Dann geht Nowak zu den schwierigen Fragen über. Beim Thema Hochwasserschutz bekräftigt Aiwanger sein Nein zu Poldern bei Eltheim und Wörthhof im Landkreis Regensburg. Aufwand und Nutzen stünden in keinem Verhältnis. „Wir konzentrieren uns bisher nur auf die Polder, aber ich will mehr Geld für den dezentralen Hochwasserschutz einsetzen“, sagt der Wirtschaftsminister.

„Ich sehe meine Kinder in der Regel drei bis vier Mal in der Woche“Hubert Aiwanger

Seit 80 Tagen wirkt der Niederbayer im Kabinett Söder mit. Er sagt, er sei sehr gern in der Regierung, weil er viel mehr Handlungsmöglichkeiten habe. Einige Dutzend Entscheidungen fällt er am Tag. Mit Koalitionspartner CSU laufe es „wirklich wunderbar“. „Wir haben uns zurzeit alle lieb.“ Den Tourismus sieht der Minister als Riesenchance, mehr Geld nach Bayern zu holen. Er hat vor, den ganzen Freistaat zu bewerben. „Bayern ist größer als Neuschwanstein.“

900 weiße Flecken auf der Mobilfunkkarte

Von den 2056 Gemeinden wiesen 900 weiße Flecken im Mobilfunknetz auf. Aiwanger verspricht, bis 2020 an den Autobahnen, ICE-Strecken und Bundesstraßen flächendeckende Verbindungen zu schaffen. Die Energiewende sei eine große Herausforderung. Er verlangt von Konzernen wie Tennet, dass die geplante Stromtrasse Südost-Link erdverkabelt wird. An sich lehnt der Freie Wähler aber die großen Eingriffe in die Landschaft ab. Im Presseclub sagt er, dezentrale Lösungen mit Gas- und Blockheizkraftwerken sowie Photovoltaik wären ihm lieber. „Ich glaube, dass die Stromtrasse am Ende nicht kommt.“

Aiwanger will kein Tempolimit und das Volksbegehren „Artenvielfalt“ wird er nicht unterschreiben, weil es die Bauern zu stark gängle.

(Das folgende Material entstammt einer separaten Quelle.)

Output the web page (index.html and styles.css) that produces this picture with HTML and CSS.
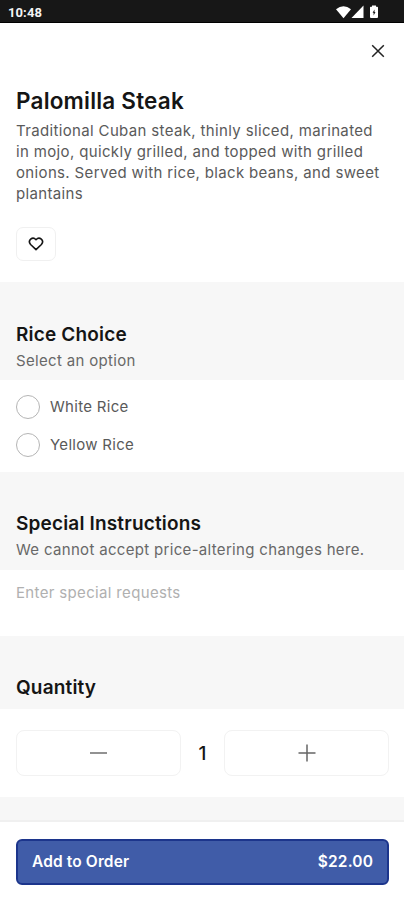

Transaktion mit Staatsanleihen: Legal und okay?

Moderator Nowak wirft ihm vor, dass die FW Staatsanleihen für 1,5 Millionen Euro gekauft und kurz darauf wieder verkauft hätten, um die Partei zu finanzieren. Der Hintergrund: Aufgrund der Transaktion erhielten die FW Staatszuschüsse. „Es ist legal, aber ist es auch okay?“, will Nowak wissen. Dazu meint Aiwanger, die Freien Wähler nähmen keine Spenden von Großkonzernen an und besäßen keine Immobilien zum Verkauf. Deshalb habe man so gehandelt. „Ich würde mir wünschen, dass die Parteien anders finanziert werden.“

Beim Thema Brexit plädiert er dafür, dass die EU der britischen Regierungschefin Theresa May entgegenkommen solle. Die Austritts-Hängepartie schade der EU-Wirtschaft. Aiwanger kritisiert die „Autofeindlichkeit“ bestimmter Politiker. „Wir dürfen die Autoindustrie nicht beschädigen“, fordert er.Doch die Diesel-Nachrüstung müssten die Konzerne tragen. Er will sich dafür starkmachen, dass neue Antriebe und autonomes Fahren politisch gefördert werden.